At the time, the credit was supposed to be on Gingerdead Man 3: Saturday Night Cleaver. But it took three years for GM3 to come out, during which a lot of changes happened at the company and some files must have been misplaced, because when I bought the new Gingerdead sequel in September I was disappointed to find that my credit had not made it onto the movie after all. A fellow message board member had also not received his credit on the movie, so I e-mailed Full Moon about it and asked that we get our certificate guaranteed credits on the next possible movie. I got a reply quickly, with an offer to put our names on the Killer Eye sequel that was to be released just one month later. And so there we are at the bottom of the list:

Released in 1999, the first Killer Eye movie told the story of a horny eye creature that enters our world from the eighth dimension and proceeds to cause trouble for a young mad scientist and his wife. As it was directed by David DeCoteau under the pseudonym Richard Chasen, it features his trademark of a whole lot eye candy in the way of scantily clad guys.

Directed by Full Moon head Charles Band, Killer Eye: Halloween Haunt both switches the gender on the scantily clad eye candy (aside from a voice actor, there are no males in the cast) and takes a Wes Craven's New Nightmare type of approach. In the world of Halloween Haunt, the first Killer Eye is just a movie and the lead character owns a replica of the eye creature, which is available through Full Moon's website.

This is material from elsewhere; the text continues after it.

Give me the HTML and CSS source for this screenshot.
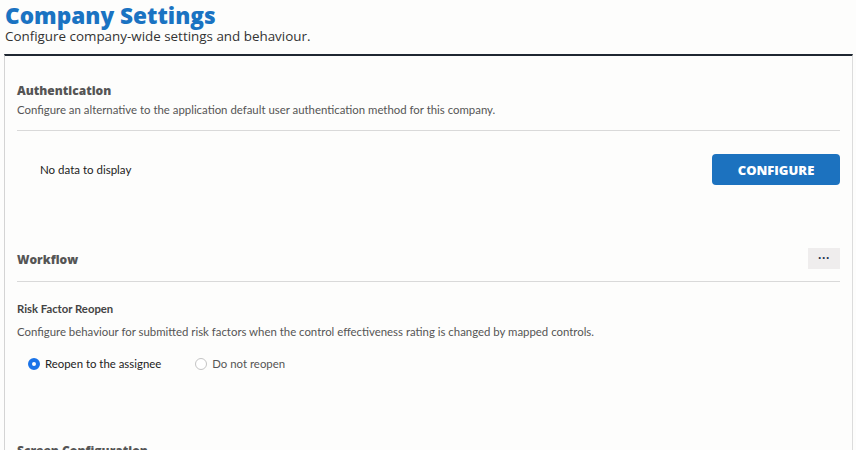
FILE: index.html
```html
<!DOCTYPE html>
<html>
<head>
<meta charset="utf-8">
<link rel="stylesheet" href="styles.css">
</head>
<body>
<header class="page-header">
  <h1 class="page-title">Company Settings</h1>
  <p class="page-subtitle">Configure company-wide settings and behaviour.</p>
</header>
<main class="panel">
  <section class="section">
    <h2 class="section-title">Authentication</h2>
    <p class="section-desc">Configure an alternative to the application default user authentication method for this company.</p>
    <div class="divider"></div>
    <div class="auth-row">
      <span class="empty-text">No data to display</span>
      <button class="btn-primary">CONFIGURE</button>
    </div>
  </section>
  <section class="section workflow">
    <div class="section-head">
      <h2 class="section-title">Workflow</h2>
      <button class="btn-more">&middot;&middot;&middot;</button>
    </div>
    <div class="divider"></div>
    <h3 class="sub-title">Risk Factor Reopen</h3>
    <p class="sub-desc">Configure behaviour for submitted risk factors when the control effectiveness rating is changed by mapped controls.</p>
    <div class="radio-row">
      <label class="radio checked"><span class="radio-dot"></span>Reopen to the assignee</label>
      <label class="radio"><span class="radio-dot"></span>Do not reopen</label>
    </div>
  </section>
  <section class="section screen">
    <h2 class="section-title">Screen Configuration</h2>
  </section>
</main>
</body>
</html>
```
FILE: styles.css
```css
html, body {
  margin: 0;
  padding: 0;
  background: #fdfdfc;
}
body {
  font-family: "Open Sans", "Liberation Sans", sans-serif;
  color: #333;
  overflow: hidden;
  height: 450px;
}
.page-header {
  padding: 3px 5px 0 5px;
}
.page-title {
  margin: 0;
  font-family: "Open Sans", sans-serif;
  font-weight: 800;
  font-size: 22.6px;
  line-height: 26px;
  color: #1a73c2;
}
.page-subtitle {
  margin: 0;
  font-size: 13.4px;
  line-height: 14px;
  color: #333;
}
.panel {
  box-sizing: border-box;
  margin: 11px 3px 0 4px;
  border-top: 2px solid #1f2731;
  border-left: 1px solid #d4d4d4;
  border-right: 1px solid #dcdcdc;
  padding: 26px 12px 0 12px;
  height: 396px;
  overflow: hidden;
}
.section-title {
  margin: 0;
  font-family: "Open Sans", sans-serif;
  font-weight: 800;
  font-size: 12px;
  line-height: 18px;
  color: #555;
}
.section-desc, .sub-desc {
  margin: 2px 0 0 0;
  font-family: "Lato", sans-serif;
  font-size: 11.4px;
  line-height: 16px;
  color: #555;
}
.divider {
  height: 1px;
  background: #d9d9d9;
  margin-top: 12px;
}
.auth-row {
  display: flex;
  align-items: center;
  justify-content: space-between;
  padding: 23px 0 0 23px;
}
.empty-text {
  font-family: "Lato", sans-serif;
  font-size: 11.5px;
  color: #222;
}
.btn-primary {
  width: 128px;
  height: 31px;
  border: none;
  border-radius: 4px;
  background: #1c72bf;
  color: #fff;
  font-family: "Open Sans", sans-serif;
  font-weight: 800;
  font-size: 13px;
  cursor: pointer;
}
.workflow {
  margin-top: 63px;
}
.section-head {
  display: flex;
  align-items: center;
  justify-content: space-between;
  height: 21px;
}
.section-head .section-title {
  position: relative;
  top: 1px;
}
.btn-more {
  width: 32px;
  height: 21px;
  border: none;
  background: #efeded;
  color: #1f3550;
  font-weight: 800;
  font-size: 12px;
  padding: 0;
  line-height: 21px;
}
.workflow .divider {
  margin-top: 12px;
}
.sub-title {
  margin: 19px 0 0 0;
  font-family: "Lato", sans-serif;
  font-weight: 700;
  font-size: 11.3px;
  line-height: 16px;
  color: #444;
}
.sub-desc {
  margin-top: 7px;
}
.radio-row {
  display: flex;
  gap: 34px;
  padding: 17px 0 0 11px;
}
.radio {
  display: flex;
  align-items: center;
  gap: 5px;
  font-family: "Lato", sans-serif;
  font-size: 11.4px;
  color: #222;
}
.radio + .radio {
  color: #555;
}
.radio-dot {
  width: 10px;
  height: 10px;
  border-radius: 50%;
  border: 1px solid #c4c4c4;
  background: #fff;
  box-sizing: content-box;
}
.radio.checked .radio-dot {
  width: 4px;
  height: 4px;
  border: 4px solid #1a73e8;
}
.screen {
  margin-top: 72px;
}
```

The story follows nice/geeky girl Jenna (Erica Rhodes) who, with her mother out of town, has invited three friends - smart girl Rocky (Chelsea Leigh Edmundson), "too cool for school" lesbian pothead Catalina (Ariana Madix), and the orally fixated Kiana (Lauren Furs) - over to drink, smoke weed, and help her get her home set up for the haunted house that she and her mother run every October. After a while of this, the girls decide to take a break and watch The Killer Eye.

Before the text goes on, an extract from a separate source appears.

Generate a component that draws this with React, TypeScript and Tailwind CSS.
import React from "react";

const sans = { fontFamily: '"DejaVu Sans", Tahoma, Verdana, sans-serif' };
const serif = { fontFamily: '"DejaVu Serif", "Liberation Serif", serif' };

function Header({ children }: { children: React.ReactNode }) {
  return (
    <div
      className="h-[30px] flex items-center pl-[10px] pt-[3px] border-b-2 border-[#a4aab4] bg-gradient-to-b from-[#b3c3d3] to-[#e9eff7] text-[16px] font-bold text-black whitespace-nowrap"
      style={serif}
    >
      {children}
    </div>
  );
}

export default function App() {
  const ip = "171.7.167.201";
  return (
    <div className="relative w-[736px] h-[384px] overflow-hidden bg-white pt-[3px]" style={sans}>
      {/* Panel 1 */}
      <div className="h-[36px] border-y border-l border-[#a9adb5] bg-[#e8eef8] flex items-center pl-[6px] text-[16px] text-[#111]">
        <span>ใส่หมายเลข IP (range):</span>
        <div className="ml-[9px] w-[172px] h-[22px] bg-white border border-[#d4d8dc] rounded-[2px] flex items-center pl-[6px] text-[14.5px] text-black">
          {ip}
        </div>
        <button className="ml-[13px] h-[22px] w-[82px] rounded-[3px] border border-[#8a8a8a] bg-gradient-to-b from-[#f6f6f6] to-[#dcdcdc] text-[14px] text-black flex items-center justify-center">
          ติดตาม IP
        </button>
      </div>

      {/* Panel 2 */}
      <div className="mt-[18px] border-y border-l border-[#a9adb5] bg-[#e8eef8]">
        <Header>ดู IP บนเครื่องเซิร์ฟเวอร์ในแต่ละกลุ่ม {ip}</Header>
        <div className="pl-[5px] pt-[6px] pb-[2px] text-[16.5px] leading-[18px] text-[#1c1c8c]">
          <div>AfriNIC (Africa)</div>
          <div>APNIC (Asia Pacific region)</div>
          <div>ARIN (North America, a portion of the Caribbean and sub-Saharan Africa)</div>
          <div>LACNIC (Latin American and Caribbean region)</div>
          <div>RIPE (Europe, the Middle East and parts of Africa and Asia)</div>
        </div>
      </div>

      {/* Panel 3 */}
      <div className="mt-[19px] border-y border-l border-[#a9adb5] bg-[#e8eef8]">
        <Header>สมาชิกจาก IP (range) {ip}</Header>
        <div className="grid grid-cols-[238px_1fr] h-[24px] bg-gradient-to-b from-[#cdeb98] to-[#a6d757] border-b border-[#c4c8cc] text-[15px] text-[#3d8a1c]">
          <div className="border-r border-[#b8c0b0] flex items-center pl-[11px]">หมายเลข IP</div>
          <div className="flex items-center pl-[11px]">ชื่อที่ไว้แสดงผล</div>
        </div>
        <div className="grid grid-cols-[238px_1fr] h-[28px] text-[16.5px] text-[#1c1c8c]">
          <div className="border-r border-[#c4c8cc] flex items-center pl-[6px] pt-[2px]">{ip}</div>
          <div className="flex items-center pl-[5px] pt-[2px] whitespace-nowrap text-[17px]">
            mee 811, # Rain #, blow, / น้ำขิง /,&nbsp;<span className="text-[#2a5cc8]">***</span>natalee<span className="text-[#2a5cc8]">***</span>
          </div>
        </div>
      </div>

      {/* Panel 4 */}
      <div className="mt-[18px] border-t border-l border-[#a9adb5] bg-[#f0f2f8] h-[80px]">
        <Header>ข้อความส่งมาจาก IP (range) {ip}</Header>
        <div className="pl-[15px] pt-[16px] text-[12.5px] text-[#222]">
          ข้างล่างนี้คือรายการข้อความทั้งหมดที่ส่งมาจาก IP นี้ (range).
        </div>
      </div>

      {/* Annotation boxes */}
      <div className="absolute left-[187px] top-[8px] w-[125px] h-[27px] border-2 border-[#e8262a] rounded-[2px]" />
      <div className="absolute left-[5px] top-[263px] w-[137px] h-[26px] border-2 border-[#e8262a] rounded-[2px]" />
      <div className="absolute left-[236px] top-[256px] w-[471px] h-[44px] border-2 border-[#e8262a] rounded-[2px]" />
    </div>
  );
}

Something about the movie interacts with a voyeuristic crystal ball in the room and it zaps the replica into life and the dimension-jumping eye creature sets off to terrorize and horndog on our group of girls and a party crasher (Olivia Alexander).

It's a fun, goofy movie and the (easy-on-the-eyes) actresses give very entertaining performances.
I'm satisfied with how things worked out with my credit, I'm happy to have my name on this movie and actually enjoyed it more than Gingerdead Man 3 anyway. Thanks to the people behind the scenes at Full Moon for handling the situation well and fixing things quickly.

Jay's mentions:

BREAKING BAD (TV SERIES 2008-Still Active)

Created by Vince Gilligan
Stars Bryan Cranston, Anna Gunn, Aaron Paul, and Dean Norris

I'm only a few episodes into Breaking Bad, but it's a really good show. I've been meaning to watch it for a while now, and thanks to Netflix, I can finally make it happen without spending any extra money.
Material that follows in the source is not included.